Work to do.
Drop every picture, then transcribe the remaining data exactly.

┄┄┄┄┄┄

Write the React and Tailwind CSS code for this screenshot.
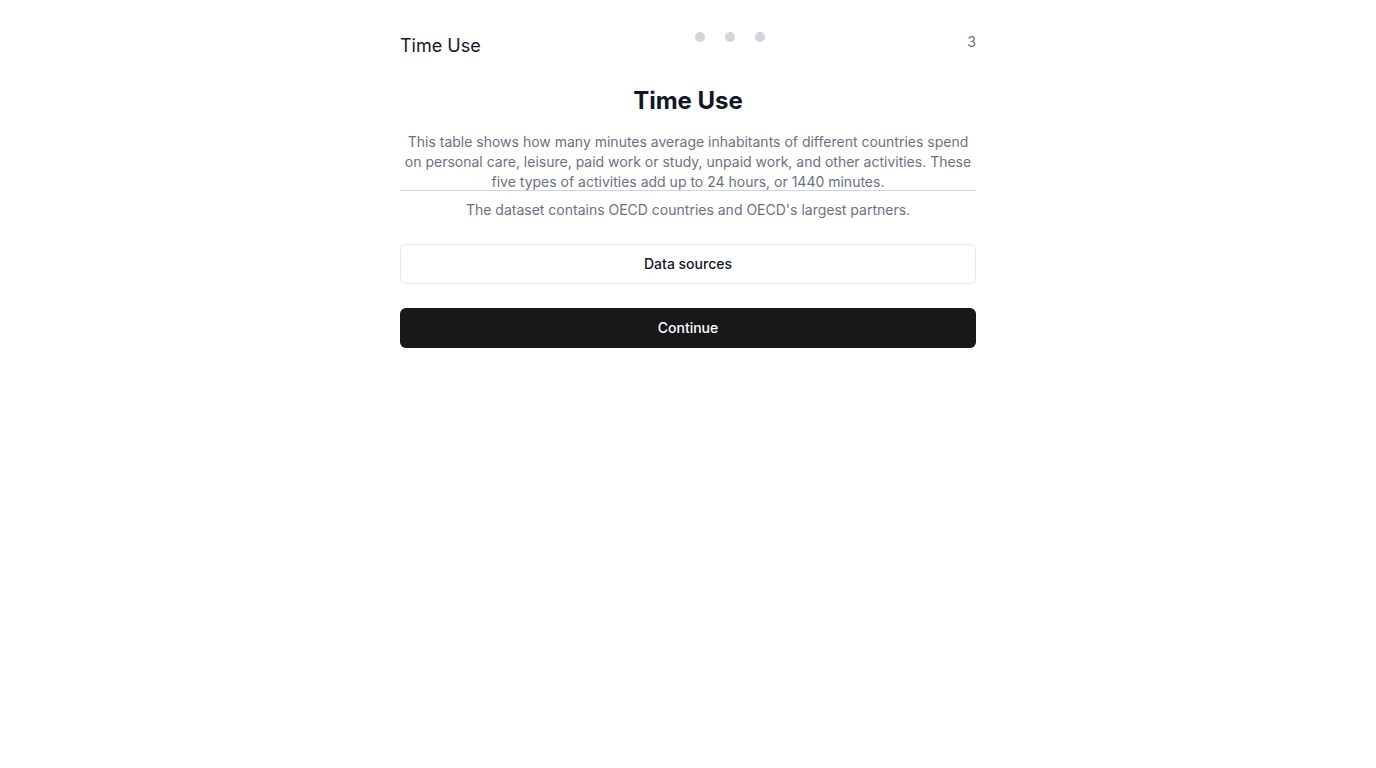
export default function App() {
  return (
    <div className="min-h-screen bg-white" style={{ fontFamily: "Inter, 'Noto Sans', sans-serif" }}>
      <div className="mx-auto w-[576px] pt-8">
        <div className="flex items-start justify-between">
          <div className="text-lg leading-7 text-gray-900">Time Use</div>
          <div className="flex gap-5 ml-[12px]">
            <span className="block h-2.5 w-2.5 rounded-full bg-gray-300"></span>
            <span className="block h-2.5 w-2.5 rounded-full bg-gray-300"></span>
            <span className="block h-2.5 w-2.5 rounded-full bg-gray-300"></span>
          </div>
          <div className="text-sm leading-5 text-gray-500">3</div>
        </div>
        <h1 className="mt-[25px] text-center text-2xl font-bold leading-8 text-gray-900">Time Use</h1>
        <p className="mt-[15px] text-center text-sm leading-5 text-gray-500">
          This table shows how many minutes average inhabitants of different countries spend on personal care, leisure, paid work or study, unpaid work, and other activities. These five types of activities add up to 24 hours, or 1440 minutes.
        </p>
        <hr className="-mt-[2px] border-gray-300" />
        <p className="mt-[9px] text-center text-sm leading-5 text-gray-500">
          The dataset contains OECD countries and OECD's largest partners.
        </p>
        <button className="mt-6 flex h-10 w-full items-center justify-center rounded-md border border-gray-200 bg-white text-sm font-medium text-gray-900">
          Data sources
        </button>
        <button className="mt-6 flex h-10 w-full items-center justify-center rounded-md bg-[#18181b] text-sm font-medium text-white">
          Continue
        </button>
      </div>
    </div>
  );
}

┄┄┄┄┄┄

Correct response.
Write the React and Tailwind CSS code for this screenshot.
export default function App() {
  return (
    <div className="min-h-screen bg-white" style={{ fontFamily: "Inter, 'Noto Sans', sans-serif" }}>
      <div className="mx-auto w-[576px] pt-8">
        <div className="flex items-start justify-between">
          <div className="text-lg leading-7 text-gray-900">Time Use</div>
          <div className="flex gap-5 ml-[12px]">
            <span className="block h-2.5 w-2.5 rounded-full bg-gray-300"></span>
            <span className="block h-2.5 w-2.5 rounded-full bg-gray-300"></span>
            <span className="block h-2.5 w-2.5 rounded-full bg-gray-300"></span>
          </div>
          <div className="text-sm leading-5 text-gray-500">3</div>
        </div>
        <h1 className="mt-[25px] text-center text-2xl font-bold leading-8 text-gray-900">Time Use</h1>
        <p className="mt-[15px] text-center text-sm leading-5 text-gray-500">
          This table shows how many minutes average inhabitants of different countries spend on personal care, leisure, paid work or study, unpaid work, and other activities. These five types of activities add up to 24 hours, or 1440 minutes.
        </p>
        <hr className="-mt-[2px] border-gray-300" />
        <p className="mt-[9px] text-center text-sm leading-5 text-gray-500">
          The dataset contains OECD countries and OECD's largest partners.
        </p>
        <button className="mt-6 flex h-10 w-full items-center justify-center rounded-md border border-gray-200 bg-white text-sm font-medium text-gray-900">
          Data sources
        </button>
        <button className="mt-6 flex h-10 w-full items-center justify-center rounded-md bg-[#18181b] text-sm font-medium text-white">
          Continue
        </button>
      </div>
    </div>
  );
}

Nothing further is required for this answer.